Volunteers from First Class Construction help build the structure itself, which takes about six to eight weeks. In previous years, Purolator and other local businesses have volunteered trucks and vans to transport the food donations to the food bank. All decorations and materials used are either donated or paid for out of Lacroix’s own pocket. The event is, at its heart, a community effort.

What started as a relatively small event with 200 visitors and 15 volunteers has since grown considerably — last year more than 1,500 people passed through, collectively donating just over 2,000 pounds of food. Pickings at the food bank seem to be slim at the end of October, after Thanksgiving, which is what made it Lacroix’s charity of choice. 

“The reason we keep doing it is because it’s always around that time when they’re very bare. They go from nothing to everything in one day, so you can feel the appreciation that they have for it,” Lacroix says. 
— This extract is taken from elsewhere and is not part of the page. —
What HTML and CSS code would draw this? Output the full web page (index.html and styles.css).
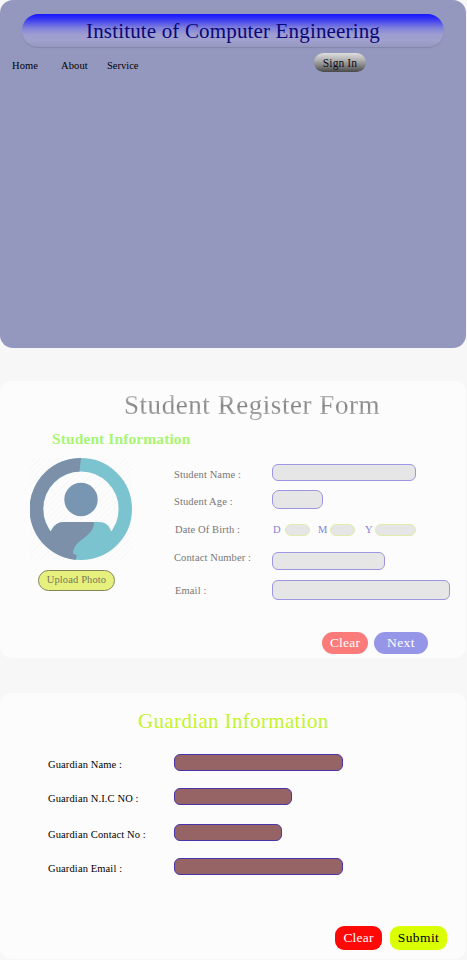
FILE: index.html
```html
<!DOCTYPE html>
<html lang="en">
<head>
<meta charset="utf-8">
<title>Institute of Computer Engineering</title>
<link rel="stylesheet" href="styles.css">
</head>
<body>
<header class="hero">
  <h1 class="banner">Institute of Computer Engineering</h1>
  <nav class="nav">
    <a class="home">Home</a><a class="about">About</a><a class="service">Service</a>
    <button class="signin">Sign In</button>
  </nav>
</header>

<section class="card student">
  <h2 class="form-title">Student Register Form</h2>
  <h3 class="sub-title">Student Information</h3>
  <div class="columns">
    <div class="photo">
      <svg class="avatar" viewBox="0 0 102 102">
        <circle cx="51" cy="51" r="44.3" fill="none" stroke="#7cc3d0" stroke-width="13.4"/>
        <path d="M51 0 A51 51 0 0 0 46 101.8 L48 88.4 A37.5 37.5 0 0 1 49.5 13.5 Z" fill="#7c90aa"/>
        <circle cx="51" cy="41.5" r="16.7" fill="#7895b2"/>
        <path d="M21 73 C24 67 28 64 34 64 H69 C75 64 79 67 81 73 L80 86 L51 99 L25 88 Z" fill="#7cc3d0"/>
        <path d="M21 73 C24 67 28 64 34 64 H64 C64 82 38 81 44 101.5 L22 90 Z" fill="#7c90aa"/>
      </svg>
      <button class="upload">Upload Photo</button>
    </div>
    <div class="fields">
      <div class="row r1"><label>Student Name :</label><input class="w144"></div>
      <div class="row r2"><label>Student Age :</label><input class="w51"></div>
      <div class="row r3"><label>Date Of Birth :</label>
        <div class="dob"><span>D</span><input class="day"><span class="m">M</span><input class="month"><span class="y">Y</span><input class="year"></div>
      </div>
      <div class="row r4"><label>Contact Number :</label><input class="w113"></div>
      <div class="row r5"><label>Email :</label><input class="w178"></div>
    </div>
  </div>
  <div class="actions"><button class="clear">Clear</button><button class="next">Next</button></div>
</section>

<section class="card guardian">
  <h2 class="guardian-title">Guardian Information</h2>
  <div class="guardian-fields">
    <div class="row g1"><label>Guardian Name :</label><input class="w169"></div>
    <div class="row g2"><label>Guardian N.I.C NO :</label><input class="w118"></div>
    <div class="row g3"><label>Guardian Contact No :</label><input class="w108"></div>
    <div class="row g4"><label>Guardian Email :</label><input class="w169"></div>
  </div>
  <div class="actions"><button class="clear">Clear</button><button class="submit">Submit</button></div>
</section>
</body>
</html>
```
FILE: styles.css
```css
* { box-sizing: border-box; margin: 0; padding: 0; }
body {
  width: 467px;
  height: 960px;
  overflow: hidden;
  background: #f7f7f7;
  font: 10.5px/12px "Liberation Serif", serif;
  letter-spacing: .12px;
  color: #000;
}
h1, h2, h3 { font-weight: 400; white-space: nowrap; }
button { font: inherit; letter-spacing: inherit; border: 0; white-space: nowrap; text-align: center; }
input { display: block; flex: none; font: inherit; outline: 0; }

.hero { width: 466px; height: 347.5px; border-radius: 13px; background: #9598be; padding-top: 14px; }
.banner {
  width: 422px;
  height: 33px;
  margin-left: 22px;
  border-radius: 17px;
  background: linear-gradient(#1616ff 0, #2d2df6 12%, #8080dc 42%, #9d9dd0 62%, #a0a1ce 80%, #9598be 100%);
  box-shadow: 0 1px 1px #8286aa;
  color: #090778;
  font-size: 21px;
  line-height: 34px;
  letter-spacing: .16px;
  text-align: center;
}
.nav { display: flex; padding: 6px 0 0 12px; }
.nav a { padding-top: 7px; }
.home { width: 49px; }
.about { width: 46px; }
.service { width: 207px; letter-spacing: 0; }
.signin {
  width: 52px;
  height: 19px;
  border-radius: 10px;
  background: linear-gradient(#dedede, #b0b0b0 38%, #858585 65%, #494949);
  color: #0c0c1c;
  font-size: 11.5px;
}

.card { width: 466px; border-radius: 12px; background: #fcfcfc; }
.student { height: 277px; margin-top: 33.5px; padding-top: 9px; color: #777; }
.form-title {
  margin-left: 124px;
  font-size: 27px;
  line-height: 30px;
  letter-spacing: .55px;
  background: linear-gradient(#bbb 15%, #858585 55%, #aaa 85%);
  -webkit-background-clip: text;
  background-clip: text;
  color: transparent;
}
.sub-title { margin: 10px 0 0 52px; font-size: 15.5px; font-weight: 700; line-height: 18px; letter-spacing: .1px; color: #a8f573; }
.columns { display: flex; height: 143px; margin-top: 10px; }
.photo { width: 174px; padding-left: 30px; }
.avatar {
  display: block;
  width: 102px;
  height: 102px;
  background: repeating-linear-gradient(135deg, #fcfcfc 0 3px, #f8f8f8 3px 4px);
}
.upload { width: 77px; height: 21px; margin: 10px 0 0 8px; padding-bottom: 2px; border: 1px solid #85855c; border-radius: 11px; background: #e5f17c; color: #77775b; }
.fields { padding-top: 6px; }
.row { display: flex; align-items: center; white-space: nowrap; }
.fields label { width: 98px; }
.fields input { border: 1px solid #9c95e2; border-radius: 6px; background: #e6e6e6; }
.fields .r1 { height: 17px; }
.r1 input { height: 17px; }
.r2 { height: 19px; margin-top: 9px; }
.r2 input { height: 19px; border-radius: 7px; }
.r3 { height: 12px; margin-top: 15px; }
.r4 { height: 18px; margin-top: 16px; }
.r4 input { height: 18px; }
.r5 { height: 20px; margin-top: 10px; }
.r5 input { height: 20px; }
.r1 label, .r2 label { padding-top: 5px; }
.r3 label, .r5 label { padding-left: 1px; }
.r5 label { padding-top: 2px; }
.r4 label { padding-bottom: 6px; }
.w144 { width: 144px; }
.w51 { width: 51px; }
.w113 { width: 113px; }
.w178 { width: 178px; }
.dob { display: flex; align-items: center; color: #8581d8; }
.dob span { width: 13px; padding-left: 1px; }
.dob .m { width: 20px; padding-left: 8px; }
.dob .y { width: 20px; padding-left: 10px; }
.dob .day, .dob .month, .dob .year { height: 12px; border-color: #e3edaa; border-radius: 6px; }
.day { width: 25px; }
.month { width: 25px; }
.year { width: 41px; }

.actions { display: flex; }
.actions button { font-size: 13.5px; letter-spacing: .2px; }
.student .actions { margin: 31px 0 0 322px; gap: 6px; }
.student .actions button { height: 22px; border-radius: 11px; color: #fff; }
.student .clear { width: 46px; background: #fb7b7b; }
.student .next { width: 54px; background: #9696e9; letter-spacing: .4px; }

.guardian { height: 266px; margin-top: 35px; padding-top: 17px; }
.guardian-title { margin-left: 138px; font-size: 21px; line-height: 22px; letter-spacing: .35px; color: #c4f32b; }
.guardian-fields { padding: 22px 0 0 48px; }
.guardian label { width: 126px; padding-top: 5px; }
.guardian input { height: 17px; border: 1px solid #4934ac; border-radius: 6px; background: #966464; }
.guardian .row { height: 17px; }
.guardian .g2 { margin-top: 17px; }
.guardian .g3 { margin-top: 19px; }
.guardian .g4 { margin-top: 17px; }
.w169 { width: 169px; }
.w118 { width: 118px; }
.w108 { width: 108px; }
.guardian .actions { margin: 51px 0 0 335px; gap: 8px; }
.guardian .actions button { height: 24px; border-radius: 9px; }
.guardian .clear { width: 47px; background: #fe0808; color: #fff; }
.guardian .submit { width: 57px; background: #d9ff00; letter-spacing: .4px; }
```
Unlike many other Halloween activities, the Toke Street Haunted House ran during the pandemic. Lacroix says that not running it was simply not an option for them with the amount of donations they rake in. 

“We had the Porcupine Health Unit involved, we went through mandates, we had all kinds of stuff. Because of the amount we do for charity, it was too hard not to, so we did it anyway. And it was at that point when normalcy is something that we were looking for anyway,” he says.
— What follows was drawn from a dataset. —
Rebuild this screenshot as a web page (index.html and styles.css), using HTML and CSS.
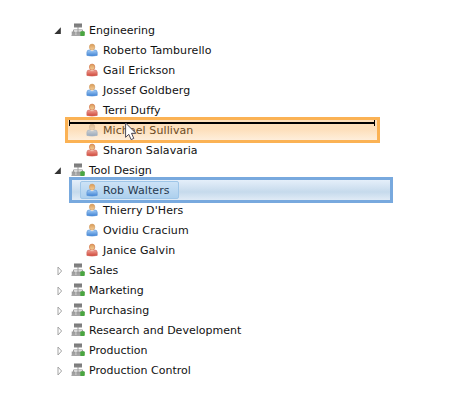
FILE: index.html
```html
<!DOCTYPE html>
<html lang="en">
<head>
<meta charset="utf-8">
<title>Departments</title>
<link rel="stylesheet" href="styles.css">
</head>
<body>
<svg class="defs" aria-hidden="true">
  <defs>
    <linearGradient id="gray" x1="0" y1="0" x2="0" y2="1"><stop offset="0" stop-color="#777"/><stop offset="1" stop-color="#a8a8a8"/></linearGradient>
    <linearGradient id="skin" x1="0" y1="0" x2="0" y2="1"><stop offset="0" stop-color="#d99a55"/><stop offset="1" stop-color="#f5cf9d"/></linearGradient>
    <linearGradient id="blue" x1="0" y1="0" x2="0" y2="1"><stop offset="0" stop-color="#a5cdf5"/><stop offset="1" stop-color="#3f82d4"/></linearGradient>
    <linearGradient id="red" x1="0" y1="0" x2="0" y2="1"><stop offset="0" stop-color="#f0a297"/><stop offset="1" stop-color="#cf4638"/></linearGradient>
    <symbol id="open" viewBox="0 0 10 20"><path d="M10.8 7.3V14H4.4Z" fill="#333"/></symbol>
    <symbol id="closed" viewBox="0 0 10 20"><path d="M8 7L11.6 11L8 15Z" fill="#fff" stroke="#a3a3a3"/></symbol>
    <symbol id="dept" viewBox="0 0 14 20">
      <path d="M7 7V12M2.5 12V9.9H11.5V12" fill="none" stroke="#a0a0a0"/>
      <path d="M3 3.5H11V7.6H3ZM.7 11.4H4.7V15.6H.7ZM5.2 11.4H9V15.6H5.2ZM9.5 11.4H13V15.6H9.5Z" fill="url(#gray)"/>
      <path d="M.5 15.5H10" stroke="#a5a5a5"/>
      <rect x="9.2" y="11.2" width="4.6" height="4.8" rx="1" fill="#4aa541"/>
    </symbol>
    <symbol id="man" viewBox="0 0 12 20">
      <path d="M.9 15.4V12.4Q.9 10 3.4 10H8.7Q11.2 10 11.2 12.4V15.4Q6 16.7 .9 15.4Z" fill="url(#blue)" stroke="#5c97da" stroke-width=".7"/>
      <path d="M4 10L6 11.3L8.2 10Z" fill="#fff"/>
      <ellipse cx="6.1" cy="7.1" rx="2.7" ry="3" fill="url(#skin)" stroke="#d2a068" stroke-width=".7"/>
    </symbol>
    <symbol id="woman" viewBox="0 0 12 20">
      <path d="M.9 15.4V12.4Q.9 10 3.4 10H8.7Q11.2 10 11.2 12.4V15.4Q6 16.7 .9 15.4Z" fill="url(#red)" stroke="#d46a5e" stroke-width=".7"/>
      <path d="M4 10L6 11.3L8.2 10Z" fill="#fde6dc"/>
      <ellipse cx="6.1" cy="7.1" rx="2.7" ry="3" fill="url(#skin)" stroke="#d88458" stroke-width=".8"/>
    </symbol>
  </defs>
</svg>
<ul class="tree">
  <li class="row"><svg class="arrow"><use href="#open"/></svg><svg class="dept"><use href="#dept"/></svg><span>Engineering</span></li>
  <li class="row leaf"><svg class="person"><use href="#man"/></svg><span>Roberto Tamburello</span></li>
  <li class="row leaf"><svg class="person"><use href="#woman"/></svg><span>Gail Erickson</span></li>
  <li class="row leaf"><svg class="person"><use href="#man"/></svg><span>Jossef Goldberg</span></li>
  <li class="row leaf"><svg class="person"><use href="#woman"/></svg><span>Terri Duffy</span></li>
  <li class="row leaf target"><svg class="person"><use href="#man"/></svg><span>Michael Sullivan</span>
    <i class="drop-line"></i>
    <svg class="cursor" viewBox="0 0 12 19"><path d="M.6 1V15.3L3.8 12.3L6.1 17.6L8.8 16.4L6.5 11.3H10.9Z" fill="#fff" stroke="#4d4a58" stroke-width="1"/></svg>
  </li>
  <li class="row leaf"><svg class="person"><use href="#woman"/></svg><span>Sharon Salavaria</span></li>
  <li class="row"><svg class="arrow"><use href="#open"/></svg><svg class="dept"><use href="#dept"/></svg><span>Tool Design</span></li>
  <li class="row leaf selected"><svg class="person"><use href="#man"/></svg><span>Rob Walters</span></li>
  <li class="row leaf"><svg class="person"><use href="#man"/></svg><span>Thierry D'Hers</span></li>
  <li class="row leaf"><svg class="person"><use href="#man"/></svg><span>Ovidiu Cracium</span></li>
  <li class="row leaf"><svg class="person"><use href="#woman"/></svg><span>Janice Galvin</span></li>
  <li class="row"><svg class="arrow"><use href="#closed"/></svg><svg class="dept"><use href="#dept"/></svg><span>Sales</span></li>
  <li class="row"><svg class="arrow"><use href="#closed"/></svg><svg class="dept"><use href="#dept"/></svg><span>Marketing</span></li>
  <li class="row"><svg class="arrow"><use href="#closed"/></svg><svg class="dept"><use href="#dept"/></svg><span>Purchasing</span></li>
  <li class="row"><svg class="arrow"><use href="#closed"/></svg><svg class="dept"><use href="#dept"/></svg><span>Research and Development</span></li>
  <li class="row"><svg class="arrow"><use href="#closed"/></svg><svg class="dept"><use href="#dept"/></svg><span>Production</span></li>
  <li class="row"><svg class="arrow"><use href="#closed"/></svg><svg class="dept"><use href="#dept"/></svg><span>Production Control</span></li>
</ul>
</body>
</html>
```
FILE: styles.css
```css
body {
  margin: 0;
  background: #fff;
  color: #111;
  font: 11px/20px Verdana, "DejaVu Sans", sans-serif;
}
.defs { position: absolute; width: 0; height: 0; }
.tree { list-style: none; margin: 0; padding: 20px 0 0 50px; }
.row { display: flex; position: relative; height: 20px; white-space: nowrap; }
.row > span { padding-top: 1px; line-height: 19px; }
.row svg { flex: none; height: 20px; }
.arrow { width: 10px; margin-right: 11px; overflow: visible; }
#open, #closed { overflow: visible; }
.dept { width: 14px; margin-right: 4px; }
.leaf { padding-left: 36px; }
.leaf > span { letter-spacing: .09px; }
.person { width: 12px; margin-right: 5px; }
.target, .selected { z-index: 1; }
.target > span { color: #6b4b25; }
.target::before {
  content: "";
  position: absolute;
  box-sizing: border-box;
  z-index: -1;
  left: 15px;
  top: -3px;
  width: 315px;
  height: 26px;
  border: 3px solid #fbb254;
  background: linear-gradient(#fddfba, #fde0bd 50%, #feeedb);
}
.target .person { opacity: .6; filter: saturate(.6); }
.drop-line {
  position: absolute;
  left: 19px;
  top: 0;
  width: 306px;
  height: 6px;
  box-sizing: border-box;
  border: solid #000;
  border-width: 0 1px;
  background: linear-gradient(#000, #000) 0 2px / 100% 2px no-repeat;
}
.row .cursor { position: absolute; left: 75px; top: 2px; width: 12px; height: 19px; }
.selected > span { color: #26394e; }
.selected::before {
  content: "";
  position: absolute;
  box-sizing: border-box;
  z-index: -2;
  left: 19px;
  top: -3px;
  width: 324px;
  height: 26px;
  border: 3px solid #78a9de;
  background: linear-gradient(#e5effa, #c6daec 60%, #e0ebf6);
}
.selected::after {
  content: "";
  position: absolute;
  box-sizing: border-box;
  z-index: -1;
  left: 30px;
  top: 1px;
  width: 99px;
  height: 18px;
  border: 1px solid #9fc6e8;
  border-radius: 2px;
  background: linear-gradient(#cce2f6, #add0ee);
}
```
Walking through the entire haunted house takes about three and a half minutes, during which visitors can expect to weave their way through a maze of different scares and attractions. 

“It progressively gets worse and worse until you get towards the end where you’re thankful that it’s over, but want to do it again,” Lacroix says. 

“I’ve had people come on the first day and drag their friends on the second day. I’ve had people come through and make it 10 feet in and run out the front. We’ve had people come back every single year, and it’s growing,” he says.

Lacroix says the lineups start forming as early as 5:30 p.m. for the attraction that opens at 7 p.m. At times last year, the wait was about an hour and a half. But everyone says it is worth it. 

“I think it was two years ago that it was raining pretty heavily, and people waited because they heard good things about it. We run it for two days because we realized really quickly that we have to run it for at least two days,” Lacroix says.

The haunted house follows a different theme each year — some of the previous ones include zombies and horror movies. 

“This year we’re aiming towards a clown theme. Everyone’s reaction to it has been, ‘oh, God,’ because clowns aren’t supposed to be scary but everyone has that same eerie feeling about them,” Lacroix says. 

“Two years in a row the first people coming through have fallen to the floor and peed their pants, so it’s not for anybody who’s really chicken. But we have safety measures in place, and we have spot captains in place to make sure we have a process in case something does happen,” he says.

The Toke Street Halloween Haunted House runs from 7 - 10 p.m. on Oct. 28 and Oct. 31. It is sponsored by Marc Lacroix, Evans Bragonolo & Sullivan, First Class Construction, Ace Home Hardware, and Typo-Press Printers Ltd., with special thanks to Marc, Crystal, Chanel, Cédric, and Jaylen Lacroix, Stephane and Natalie Loyer, as well as Josee and James Hagger.